• _GOAL_
Report how many lines of the following entries include the string "full"; respond with the number alone.

• _EXERCISE DATA_
=-=-=
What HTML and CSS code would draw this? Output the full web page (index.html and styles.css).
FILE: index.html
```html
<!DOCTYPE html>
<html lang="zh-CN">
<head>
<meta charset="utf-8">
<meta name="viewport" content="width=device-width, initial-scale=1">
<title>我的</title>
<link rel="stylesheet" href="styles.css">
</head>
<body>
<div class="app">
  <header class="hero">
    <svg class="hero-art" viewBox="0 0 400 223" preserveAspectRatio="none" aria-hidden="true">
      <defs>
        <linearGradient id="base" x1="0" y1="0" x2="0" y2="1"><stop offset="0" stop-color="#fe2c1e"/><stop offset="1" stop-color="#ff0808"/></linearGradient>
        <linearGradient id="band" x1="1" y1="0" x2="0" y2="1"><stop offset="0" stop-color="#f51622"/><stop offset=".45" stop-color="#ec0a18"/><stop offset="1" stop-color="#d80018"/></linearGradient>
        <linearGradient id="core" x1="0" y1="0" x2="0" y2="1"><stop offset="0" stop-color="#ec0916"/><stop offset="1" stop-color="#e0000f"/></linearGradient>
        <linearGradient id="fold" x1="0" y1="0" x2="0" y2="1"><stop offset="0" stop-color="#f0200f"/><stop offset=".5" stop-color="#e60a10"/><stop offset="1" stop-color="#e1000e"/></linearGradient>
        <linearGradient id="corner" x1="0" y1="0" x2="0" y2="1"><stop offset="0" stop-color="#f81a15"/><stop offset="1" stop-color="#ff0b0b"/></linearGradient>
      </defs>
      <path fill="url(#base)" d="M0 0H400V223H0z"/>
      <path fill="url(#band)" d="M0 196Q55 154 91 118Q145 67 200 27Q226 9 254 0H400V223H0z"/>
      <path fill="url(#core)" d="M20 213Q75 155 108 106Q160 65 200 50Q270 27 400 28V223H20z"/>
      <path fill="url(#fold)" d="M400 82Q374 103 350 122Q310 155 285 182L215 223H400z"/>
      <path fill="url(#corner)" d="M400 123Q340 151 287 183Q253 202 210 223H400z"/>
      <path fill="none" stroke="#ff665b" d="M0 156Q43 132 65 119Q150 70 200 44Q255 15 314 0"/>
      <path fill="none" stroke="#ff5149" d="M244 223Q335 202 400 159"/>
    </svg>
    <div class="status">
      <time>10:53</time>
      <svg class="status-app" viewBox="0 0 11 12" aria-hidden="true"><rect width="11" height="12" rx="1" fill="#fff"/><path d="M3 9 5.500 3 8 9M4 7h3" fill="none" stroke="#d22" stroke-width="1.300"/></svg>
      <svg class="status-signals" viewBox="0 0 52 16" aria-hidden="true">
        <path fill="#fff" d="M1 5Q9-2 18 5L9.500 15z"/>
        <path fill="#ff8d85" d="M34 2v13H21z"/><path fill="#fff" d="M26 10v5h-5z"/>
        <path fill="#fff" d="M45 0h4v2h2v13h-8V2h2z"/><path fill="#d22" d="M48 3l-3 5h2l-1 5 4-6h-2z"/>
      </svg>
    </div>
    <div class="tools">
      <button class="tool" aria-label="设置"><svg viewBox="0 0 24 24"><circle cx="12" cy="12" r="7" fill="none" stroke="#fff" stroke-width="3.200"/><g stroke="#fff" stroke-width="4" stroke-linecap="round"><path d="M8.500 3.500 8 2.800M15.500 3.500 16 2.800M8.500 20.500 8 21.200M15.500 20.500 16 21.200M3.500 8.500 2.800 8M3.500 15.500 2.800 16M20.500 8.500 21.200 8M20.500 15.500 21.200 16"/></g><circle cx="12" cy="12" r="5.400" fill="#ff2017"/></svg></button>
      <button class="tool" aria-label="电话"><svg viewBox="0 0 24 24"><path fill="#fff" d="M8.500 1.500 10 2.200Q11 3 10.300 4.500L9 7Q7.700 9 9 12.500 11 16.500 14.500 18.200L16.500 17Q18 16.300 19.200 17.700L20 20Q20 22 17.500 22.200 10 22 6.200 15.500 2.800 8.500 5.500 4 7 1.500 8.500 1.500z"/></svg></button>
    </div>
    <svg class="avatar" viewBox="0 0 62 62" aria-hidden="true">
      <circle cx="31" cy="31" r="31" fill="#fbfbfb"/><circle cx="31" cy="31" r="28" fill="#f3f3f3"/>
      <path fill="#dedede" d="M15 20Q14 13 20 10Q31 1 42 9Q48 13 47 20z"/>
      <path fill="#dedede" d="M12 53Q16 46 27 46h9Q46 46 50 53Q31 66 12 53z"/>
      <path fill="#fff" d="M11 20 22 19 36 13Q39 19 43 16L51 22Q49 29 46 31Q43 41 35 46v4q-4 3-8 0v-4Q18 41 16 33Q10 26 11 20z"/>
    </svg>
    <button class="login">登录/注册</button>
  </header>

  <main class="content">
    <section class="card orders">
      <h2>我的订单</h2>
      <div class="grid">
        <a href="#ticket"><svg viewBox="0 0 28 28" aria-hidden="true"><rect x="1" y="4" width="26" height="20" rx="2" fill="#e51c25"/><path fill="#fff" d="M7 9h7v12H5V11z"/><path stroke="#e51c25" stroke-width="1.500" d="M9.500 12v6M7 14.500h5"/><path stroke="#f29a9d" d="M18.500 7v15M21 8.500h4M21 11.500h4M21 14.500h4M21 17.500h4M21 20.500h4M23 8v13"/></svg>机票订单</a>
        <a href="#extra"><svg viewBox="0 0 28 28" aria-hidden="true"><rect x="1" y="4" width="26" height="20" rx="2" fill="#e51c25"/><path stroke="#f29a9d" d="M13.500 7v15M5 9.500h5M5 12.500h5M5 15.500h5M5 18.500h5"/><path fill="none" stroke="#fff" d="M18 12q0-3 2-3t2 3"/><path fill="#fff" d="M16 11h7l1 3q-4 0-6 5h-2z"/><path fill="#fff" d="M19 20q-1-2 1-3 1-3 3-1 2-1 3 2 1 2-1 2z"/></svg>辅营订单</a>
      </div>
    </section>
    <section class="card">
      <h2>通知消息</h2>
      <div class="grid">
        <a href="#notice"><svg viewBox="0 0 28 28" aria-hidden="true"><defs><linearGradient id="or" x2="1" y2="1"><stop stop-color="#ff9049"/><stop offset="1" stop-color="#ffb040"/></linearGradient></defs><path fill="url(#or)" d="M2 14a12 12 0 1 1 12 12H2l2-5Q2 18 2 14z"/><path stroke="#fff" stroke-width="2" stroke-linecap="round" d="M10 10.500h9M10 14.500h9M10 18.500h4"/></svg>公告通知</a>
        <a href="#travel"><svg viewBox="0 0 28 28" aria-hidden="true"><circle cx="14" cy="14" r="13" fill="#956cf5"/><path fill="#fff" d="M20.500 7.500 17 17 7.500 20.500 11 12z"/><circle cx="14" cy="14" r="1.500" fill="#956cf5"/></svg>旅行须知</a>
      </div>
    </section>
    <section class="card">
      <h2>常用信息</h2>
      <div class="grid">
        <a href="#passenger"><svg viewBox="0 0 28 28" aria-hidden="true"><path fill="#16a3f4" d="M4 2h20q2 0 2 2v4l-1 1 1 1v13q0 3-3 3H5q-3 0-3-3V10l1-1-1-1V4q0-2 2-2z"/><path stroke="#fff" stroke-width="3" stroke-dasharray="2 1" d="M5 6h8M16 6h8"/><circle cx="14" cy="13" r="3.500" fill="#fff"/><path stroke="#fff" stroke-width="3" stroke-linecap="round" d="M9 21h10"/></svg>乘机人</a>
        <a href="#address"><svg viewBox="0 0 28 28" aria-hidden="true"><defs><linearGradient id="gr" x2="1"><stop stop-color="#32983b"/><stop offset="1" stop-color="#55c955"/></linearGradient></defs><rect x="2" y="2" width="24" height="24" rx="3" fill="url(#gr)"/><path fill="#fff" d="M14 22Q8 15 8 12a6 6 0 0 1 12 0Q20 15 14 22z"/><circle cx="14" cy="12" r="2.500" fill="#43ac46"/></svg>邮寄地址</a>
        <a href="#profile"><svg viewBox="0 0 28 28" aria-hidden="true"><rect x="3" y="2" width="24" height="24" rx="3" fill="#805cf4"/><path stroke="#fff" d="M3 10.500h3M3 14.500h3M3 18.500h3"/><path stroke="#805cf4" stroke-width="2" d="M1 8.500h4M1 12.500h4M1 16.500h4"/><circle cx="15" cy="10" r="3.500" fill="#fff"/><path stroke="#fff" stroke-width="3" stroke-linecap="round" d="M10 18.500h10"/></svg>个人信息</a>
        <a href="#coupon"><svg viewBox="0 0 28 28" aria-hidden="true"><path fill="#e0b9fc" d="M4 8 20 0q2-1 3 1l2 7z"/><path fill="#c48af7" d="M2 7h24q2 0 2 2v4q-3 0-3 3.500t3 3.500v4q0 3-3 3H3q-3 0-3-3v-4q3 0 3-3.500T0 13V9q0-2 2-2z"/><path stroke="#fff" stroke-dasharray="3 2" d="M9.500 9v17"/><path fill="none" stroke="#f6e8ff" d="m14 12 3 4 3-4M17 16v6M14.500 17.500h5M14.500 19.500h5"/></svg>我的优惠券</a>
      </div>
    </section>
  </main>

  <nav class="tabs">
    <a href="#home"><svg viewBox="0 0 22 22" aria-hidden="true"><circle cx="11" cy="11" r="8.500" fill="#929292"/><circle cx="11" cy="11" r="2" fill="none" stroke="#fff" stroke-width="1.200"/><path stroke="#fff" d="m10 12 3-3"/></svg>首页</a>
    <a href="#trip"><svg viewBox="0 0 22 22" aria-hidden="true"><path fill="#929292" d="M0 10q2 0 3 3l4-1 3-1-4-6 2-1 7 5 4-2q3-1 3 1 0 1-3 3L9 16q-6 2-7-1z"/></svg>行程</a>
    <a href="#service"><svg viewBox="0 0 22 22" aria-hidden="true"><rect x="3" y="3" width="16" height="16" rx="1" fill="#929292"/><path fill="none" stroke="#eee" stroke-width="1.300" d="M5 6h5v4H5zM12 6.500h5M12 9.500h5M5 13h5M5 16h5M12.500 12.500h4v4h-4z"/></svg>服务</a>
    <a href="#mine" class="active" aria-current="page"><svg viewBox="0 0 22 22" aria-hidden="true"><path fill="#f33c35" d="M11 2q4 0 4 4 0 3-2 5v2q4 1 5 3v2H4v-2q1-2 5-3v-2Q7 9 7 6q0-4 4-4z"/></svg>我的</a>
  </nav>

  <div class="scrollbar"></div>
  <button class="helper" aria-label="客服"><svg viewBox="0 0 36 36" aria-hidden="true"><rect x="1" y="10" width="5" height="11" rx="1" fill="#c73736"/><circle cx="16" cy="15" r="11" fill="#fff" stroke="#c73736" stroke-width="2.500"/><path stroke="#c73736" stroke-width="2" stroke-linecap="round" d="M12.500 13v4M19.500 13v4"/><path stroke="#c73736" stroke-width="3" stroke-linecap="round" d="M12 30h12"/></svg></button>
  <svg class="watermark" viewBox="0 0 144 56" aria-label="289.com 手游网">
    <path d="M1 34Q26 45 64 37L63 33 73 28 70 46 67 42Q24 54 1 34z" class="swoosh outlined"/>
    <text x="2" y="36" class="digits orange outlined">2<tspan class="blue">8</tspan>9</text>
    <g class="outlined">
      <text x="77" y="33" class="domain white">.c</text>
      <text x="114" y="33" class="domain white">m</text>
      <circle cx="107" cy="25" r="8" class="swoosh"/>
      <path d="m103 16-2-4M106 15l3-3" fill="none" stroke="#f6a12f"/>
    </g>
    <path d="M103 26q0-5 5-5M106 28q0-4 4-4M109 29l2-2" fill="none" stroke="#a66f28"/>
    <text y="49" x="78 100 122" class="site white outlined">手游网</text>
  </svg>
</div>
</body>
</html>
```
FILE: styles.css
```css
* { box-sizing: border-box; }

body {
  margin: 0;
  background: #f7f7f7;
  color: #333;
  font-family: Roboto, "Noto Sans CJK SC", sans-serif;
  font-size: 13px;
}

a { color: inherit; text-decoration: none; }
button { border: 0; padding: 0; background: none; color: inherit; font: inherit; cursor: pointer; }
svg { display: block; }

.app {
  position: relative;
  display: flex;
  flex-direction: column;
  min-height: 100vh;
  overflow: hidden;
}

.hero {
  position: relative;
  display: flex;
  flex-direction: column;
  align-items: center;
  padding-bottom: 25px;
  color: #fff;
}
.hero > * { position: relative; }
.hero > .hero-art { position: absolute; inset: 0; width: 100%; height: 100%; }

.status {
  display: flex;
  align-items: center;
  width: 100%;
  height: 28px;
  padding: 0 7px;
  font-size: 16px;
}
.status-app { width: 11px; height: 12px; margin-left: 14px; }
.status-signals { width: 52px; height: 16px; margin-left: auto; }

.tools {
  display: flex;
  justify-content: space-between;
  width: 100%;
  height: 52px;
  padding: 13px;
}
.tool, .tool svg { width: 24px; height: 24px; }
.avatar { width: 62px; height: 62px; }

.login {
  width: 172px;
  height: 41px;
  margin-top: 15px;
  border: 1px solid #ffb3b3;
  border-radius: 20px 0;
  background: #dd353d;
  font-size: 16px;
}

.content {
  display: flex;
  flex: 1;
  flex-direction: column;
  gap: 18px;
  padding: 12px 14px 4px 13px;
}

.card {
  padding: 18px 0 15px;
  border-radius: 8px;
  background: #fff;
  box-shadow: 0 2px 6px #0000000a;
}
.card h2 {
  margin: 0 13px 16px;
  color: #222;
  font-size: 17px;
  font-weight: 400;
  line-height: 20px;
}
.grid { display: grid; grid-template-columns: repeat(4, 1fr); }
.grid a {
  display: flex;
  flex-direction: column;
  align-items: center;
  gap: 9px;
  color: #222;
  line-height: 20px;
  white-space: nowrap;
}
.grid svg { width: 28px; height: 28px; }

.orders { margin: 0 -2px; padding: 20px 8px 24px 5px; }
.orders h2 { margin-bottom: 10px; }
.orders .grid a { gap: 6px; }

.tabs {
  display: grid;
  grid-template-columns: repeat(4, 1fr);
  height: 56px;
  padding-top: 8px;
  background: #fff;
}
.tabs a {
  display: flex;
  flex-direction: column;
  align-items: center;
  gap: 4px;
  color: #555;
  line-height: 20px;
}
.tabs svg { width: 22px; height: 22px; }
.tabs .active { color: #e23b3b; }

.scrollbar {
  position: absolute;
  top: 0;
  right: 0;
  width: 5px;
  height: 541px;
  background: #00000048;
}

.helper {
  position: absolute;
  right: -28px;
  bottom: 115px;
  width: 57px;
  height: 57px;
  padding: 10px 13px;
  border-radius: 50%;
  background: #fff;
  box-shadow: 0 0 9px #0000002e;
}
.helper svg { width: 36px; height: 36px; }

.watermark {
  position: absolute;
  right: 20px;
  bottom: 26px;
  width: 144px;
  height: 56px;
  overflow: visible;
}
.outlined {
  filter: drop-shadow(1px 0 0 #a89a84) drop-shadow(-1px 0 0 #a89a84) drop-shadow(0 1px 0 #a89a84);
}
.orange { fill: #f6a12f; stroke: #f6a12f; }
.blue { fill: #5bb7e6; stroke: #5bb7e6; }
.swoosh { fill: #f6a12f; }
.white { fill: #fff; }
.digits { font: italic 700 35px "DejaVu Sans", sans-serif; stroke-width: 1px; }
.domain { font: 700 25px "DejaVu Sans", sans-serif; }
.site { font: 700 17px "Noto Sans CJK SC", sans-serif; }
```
=-=-=
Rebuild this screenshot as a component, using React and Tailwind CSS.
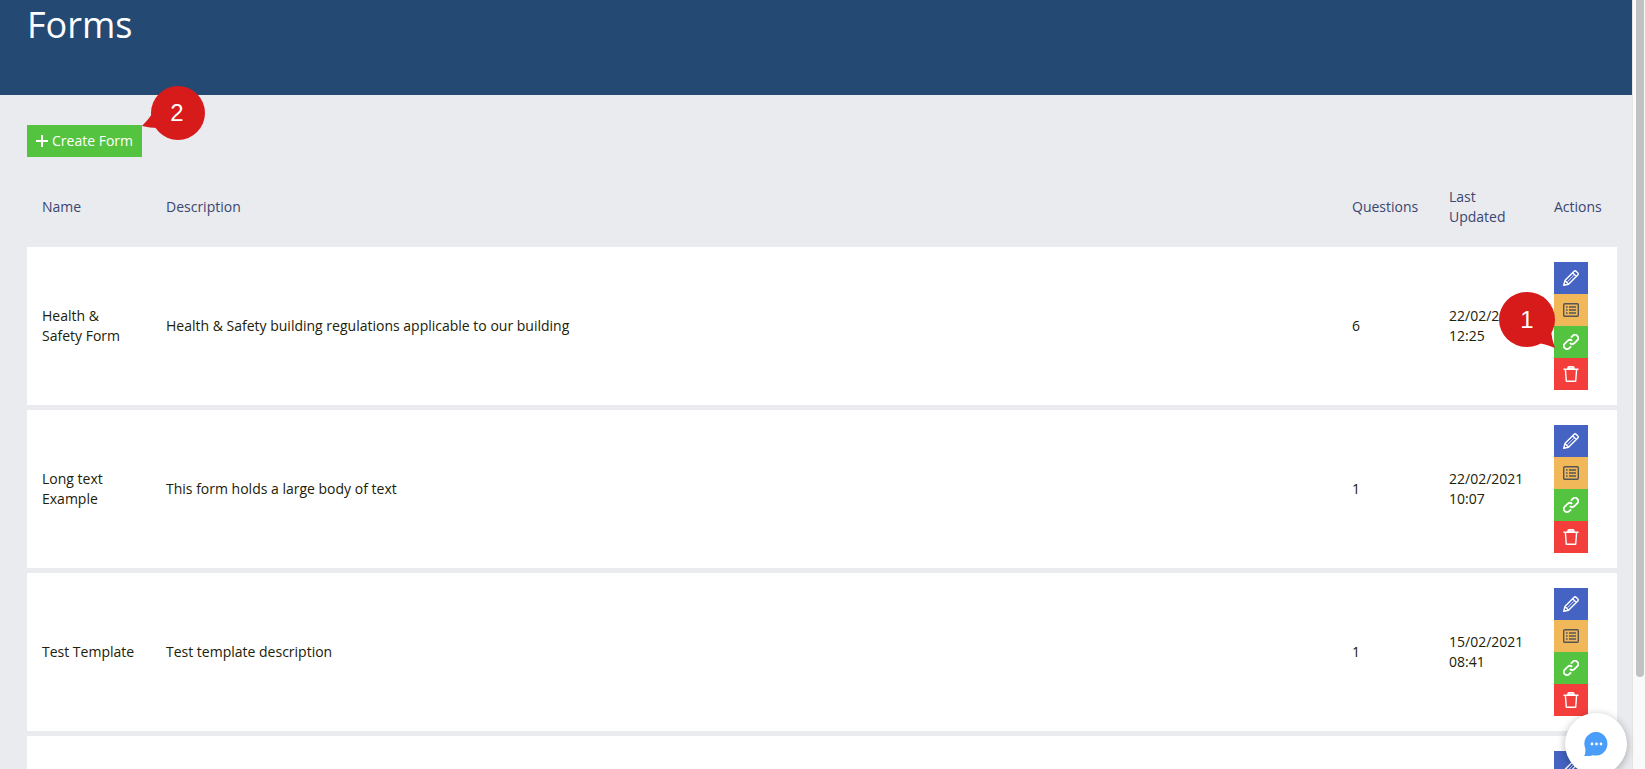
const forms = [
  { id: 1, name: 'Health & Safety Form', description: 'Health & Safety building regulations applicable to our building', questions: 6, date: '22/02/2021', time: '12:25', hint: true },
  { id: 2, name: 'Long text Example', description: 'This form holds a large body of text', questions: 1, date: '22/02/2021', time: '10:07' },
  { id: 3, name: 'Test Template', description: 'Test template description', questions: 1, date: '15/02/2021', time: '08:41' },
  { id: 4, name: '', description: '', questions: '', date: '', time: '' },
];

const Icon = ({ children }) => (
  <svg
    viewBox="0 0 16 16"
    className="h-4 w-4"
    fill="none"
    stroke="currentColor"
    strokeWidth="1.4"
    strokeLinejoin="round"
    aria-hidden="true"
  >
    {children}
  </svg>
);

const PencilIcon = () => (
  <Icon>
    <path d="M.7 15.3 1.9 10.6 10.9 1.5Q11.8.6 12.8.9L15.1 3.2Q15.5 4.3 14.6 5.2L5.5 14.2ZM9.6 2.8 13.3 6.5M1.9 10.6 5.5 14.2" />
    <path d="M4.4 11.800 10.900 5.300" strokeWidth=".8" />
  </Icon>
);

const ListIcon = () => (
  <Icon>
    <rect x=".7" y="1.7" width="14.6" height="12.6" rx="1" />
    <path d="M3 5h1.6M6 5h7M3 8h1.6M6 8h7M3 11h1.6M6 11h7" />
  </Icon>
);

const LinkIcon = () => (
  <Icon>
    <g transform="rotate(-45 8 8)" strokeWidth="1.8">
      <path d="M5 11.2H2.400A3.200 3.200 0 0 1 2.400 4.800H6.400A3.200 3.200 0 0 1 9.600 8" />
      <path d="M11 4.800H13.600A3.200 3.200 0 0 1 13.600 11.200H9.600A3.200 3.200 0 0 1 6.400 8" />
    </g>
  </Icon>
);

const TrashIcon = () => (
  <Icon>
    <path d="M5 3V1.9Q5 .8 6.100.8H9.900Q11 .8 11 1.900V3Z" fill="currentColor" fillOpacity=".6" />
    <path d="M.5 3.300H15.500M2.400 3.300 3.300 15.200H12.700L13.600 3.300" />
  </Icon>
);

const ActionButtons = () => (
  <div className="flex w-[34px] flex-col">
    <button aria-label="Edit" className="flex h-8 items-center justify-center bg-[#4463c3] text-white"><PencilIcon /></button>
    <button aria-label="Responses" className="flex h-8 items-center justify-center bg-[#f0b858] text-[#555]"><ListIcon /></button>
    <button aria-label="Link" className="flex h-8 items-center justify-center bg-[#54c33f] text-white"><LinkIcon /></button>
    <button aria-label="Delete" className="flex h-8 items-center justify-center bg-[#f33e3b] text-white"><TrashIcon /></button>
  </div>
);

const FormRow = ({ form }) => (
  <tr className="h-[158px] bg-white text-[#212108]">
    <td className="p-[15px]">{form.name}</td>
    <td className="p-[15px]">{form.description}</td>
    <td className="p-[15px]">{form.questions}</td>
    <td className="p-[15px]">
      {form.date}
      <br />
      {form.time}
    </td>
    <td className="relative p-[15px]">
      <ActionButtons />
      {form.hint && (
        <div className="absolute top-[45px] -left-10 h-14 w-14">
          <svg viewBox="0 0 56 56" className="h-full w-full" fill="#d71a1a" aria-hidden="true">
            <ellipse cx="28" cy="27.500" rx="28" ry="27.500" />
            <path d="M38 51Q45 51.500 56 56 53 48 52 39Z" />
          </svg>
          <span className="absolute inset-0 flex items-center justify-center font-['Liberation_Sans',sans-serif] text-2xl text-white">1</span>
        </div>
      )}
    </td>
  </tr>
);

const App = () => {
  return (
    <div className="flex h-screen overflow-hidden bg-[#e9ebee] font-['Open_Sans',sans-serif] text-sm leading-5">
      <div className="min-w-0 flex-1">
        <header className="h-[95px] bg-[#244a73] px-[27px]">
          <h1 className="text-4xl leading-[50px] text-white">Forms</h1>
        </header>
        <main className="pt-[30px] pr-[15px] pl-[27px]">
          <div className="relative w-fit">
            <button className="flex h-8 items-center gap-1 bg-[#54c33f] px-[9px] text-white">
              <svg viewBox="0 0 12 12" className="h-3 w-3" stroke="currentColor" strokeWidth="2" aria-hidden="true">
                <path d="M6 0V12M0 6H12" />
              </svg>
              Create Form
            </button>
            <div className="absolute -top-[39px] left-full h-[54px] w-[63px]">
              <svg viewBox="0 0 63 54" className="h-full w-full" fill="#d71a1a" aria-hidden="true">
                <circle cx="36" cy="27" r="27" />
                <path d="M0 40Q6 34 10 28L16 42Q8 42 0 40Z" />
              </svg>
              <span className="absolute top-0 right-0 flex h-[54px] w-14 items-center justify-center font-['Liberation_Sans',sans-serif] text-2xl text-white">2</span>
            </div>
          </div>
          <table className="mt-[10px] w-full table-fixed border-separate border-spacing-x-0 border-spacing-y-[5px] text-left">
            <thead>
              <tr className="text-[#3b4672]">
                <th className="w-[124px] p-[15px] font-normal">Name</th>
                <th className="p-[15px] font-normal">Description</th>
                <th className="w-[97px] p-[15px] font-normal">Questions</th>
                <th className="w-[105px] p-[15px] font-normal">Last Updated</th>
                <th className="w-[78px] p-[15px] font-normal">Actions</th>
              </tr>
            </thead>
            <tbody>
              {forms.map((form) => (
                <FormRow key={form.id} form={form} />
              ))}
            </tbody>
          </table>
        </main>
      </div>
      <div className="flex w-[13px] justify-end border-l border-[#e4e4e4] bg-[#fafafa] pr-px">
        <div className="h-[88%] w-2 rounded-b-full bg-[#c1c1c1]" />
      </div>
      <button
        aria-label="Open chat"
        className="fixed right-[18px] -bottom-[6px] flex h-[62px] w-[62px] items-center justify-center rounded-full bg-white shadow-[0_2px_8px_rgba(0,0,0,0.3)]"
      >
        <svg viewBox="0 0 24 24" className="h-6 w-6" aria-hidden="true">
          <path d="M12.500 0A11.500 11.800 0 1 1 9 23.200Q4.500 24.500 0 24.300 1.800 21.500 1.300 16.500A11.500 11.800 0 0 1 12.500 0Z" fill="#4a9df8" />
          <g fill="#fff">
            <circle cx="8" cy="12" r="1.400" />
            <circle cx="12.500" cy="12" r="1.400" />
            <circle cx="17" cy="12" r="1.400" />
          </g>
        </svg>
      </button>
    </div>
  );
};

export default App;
=-=-=
• _FINISHED ANSWER_
7